Indications from further literature search on human models revealed associations for MMP-1 and MMP-3 with types of cancer such as BCC, metatypical cancer of the skin [208], colorectal adenoma and RC [209, 210], and for GSTP1 and GSTM1, endometrial cancer (EmCa) [211], LC [212], multiple myeloma (observed no significant association to prostatic adenoma and adenocarcinoma) [213], PC [133, 214], ALL [215], chronic myeloid leukaemia [216] and PanC [217].
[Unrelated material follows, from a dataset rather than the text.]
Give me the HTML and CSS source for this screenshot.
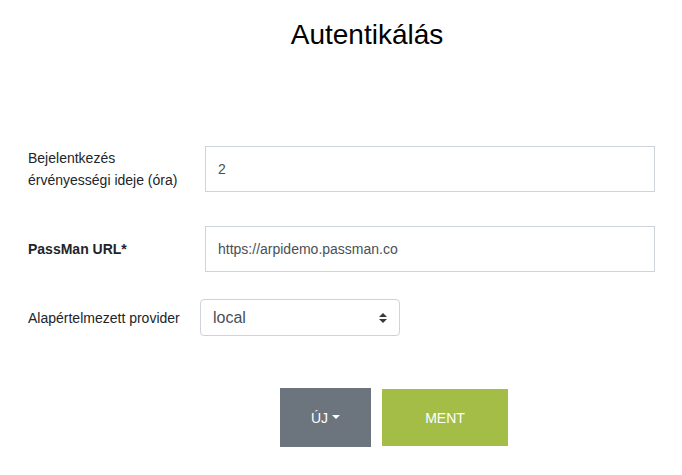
FILE: index.html
```html
<!DOCTYPE html>
<html lang="hu">
<head>
<meta charset="utf-8">
<title>Autentikálás</title>
<link rel="stylesheet" href="styles.css">
</head>
<body>
<div class="page">
  <h1 class="title">Autentikálás</h1>
  <form class="form">
    <div class="row row-first">
      <label class="label">Bejelentkezés érvényességi ideje (óra)</label>
      <input class="input" type="text" value="2">
    </div>
    <div class="row row-second">
      <label class="label label-bold">PassMan URL*</label>
      <input class="input" type="text" value="https://arpidemo.passman.co">
    </div>
    <div class="row row-third">
      <label class="label label-narrow">Alapértelmezett provider</label>
      <div class="select">
        <span class="select-value">local</span>
        <svg class="select-arrows" width="8" height="10" viewBox="0 0 4 5"><path d="M2 0L0 2h4zm0 5L0 3h4z" fill="#343a40"/></svg>
      </div>
    </div>
    <div class="actions">
      <button type="button" class="btn btn-new">ÚJ<span class="caret"></span></button>
      <button type="button" class="btn btn-save">MENT</button>
    </div>
  </form>
</div>
</body>
</html>
```
FILE: styles.css
```css
html, body {
  margin: 0;
  padding: 0;
  background: #ffffff;
}
body {
  font-family: "Liberation Sans", Arial, sans-serif;
  color: #212529;
  font-size: 14px;
}
.page {
  width: 682px;
}
.title {
  margin: 18px 0 0;
  padding-left: 52px;
  font-size: 28px;
  font-weight: normal;
  line-height: 34px;
  text-align: center;
  color: #000;
}
.form {
  margin-top: 94px;
}
.row {
  display: flex;
  align-items: center;
  padding-left: 28px;
}
.row-second {
  margin-top: 34px;
}
.row-third {
  margin-top: 27px;
}
.label {
  box-sizing: border-box;
  width: 177px;
  padding-right: 15px;
  font-size: 14px;
  line-height: 22px;
  color: #212529;
}
.label-bold {
  font-weight: bold;
}
.label-narrow {
  width: 172px;
}
.input {
  box-sizing: border-box;
  width: 450px;
  height: 46px;
  margin: 0;
  padding: 0 12px;
  border: 1px solid #ced4da;
  border-radius: 0;
  font-family: "Liberation Sans", Arial, sans-serif;
  font-size: 14px;
  color: #495057;
  background: #fff;
  outline: none;
}
.select {
  box-sizing: border-box;
  width: 200px;
  height: 37px;
  display: flex;
  align-items: center;
  justify-content: space-between;
  padding: 0 12px;
  border: 1px solid #ced4da;
  border-radius: 4px;
  background: #fff;
}
.select-value {
  font-size: 16px;
  color: #495057;
}
.select-arrows {
  display: block;
}
.actions {
  display: flex;
  align-items: center;
  gap: 11px;
  margin-top: 52px;
  padding-left: 280px;
}
.btn {
  border: none;
  border-radius: 0;
  margin: 0;
  padding: 0;
  font-family: "Liberation Sans", Arial, sans-serif;
  font-size: 14px;
  color: #fff;
  display: flex;
  align-items: center;
  justify-content: center;
}
.btn-new {
  width: 91px;
  height: 59px;
  background: #6c757d;
}
.btn-save {
  width: 126px;
  height: 57px;
  background: #a3bd47;
}
.caret {
  display: inline-block;
  margin-left: 4px;
  width: 0;
  height: 0;
  border-top: 4px solid #fff;
  border-left: 4px solid transparent;
  border-right: 4px solid transparent;
  margin-top: -2px;
}
```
We have then attempted to depict the various types of cancers according to the number of SNPs and genes and/or gene clusters found from our meta-analysis to be meaningfully associated with certain cancer types. Our data indicate that BC is correlated more often than the other types of cancer both with the number of SNPs (Figure 1A) as well as with the number of genes or gene clusters (Figure 1B). This observation underlies the heterogeneity of BC, indicating that it is, most likely, not a single disease but a spectrum of related disease states.

Figure 1
figure 1

The distribution of various cancer types. According to (A) the number of SNPs per cancer type and (B) the number of genes or gene correlations per cancer type. By extrapolating the data in Tables 1, 2, 3 and 4, it seems that the number of genome variations and genes is profoundly bigger in BC, probably indicating that this type of cancer is not a single disease but, most likely, a spectrum of related disease states.

Conclusions

In essence, our meta-analysis study generated clusters of genes and diseases, many of which proved to be independent of the criteria used, which suggests that these clusters are most likely biologically meaningful. Preliminary study of some clusters and of our results shows that indeed these genes interact. As regards the associations, with a further literature analysis on human and mouse models, we have also found meaningful gene associations related to other cancer types not previously reported in the literature, an observation that warrants further investigation.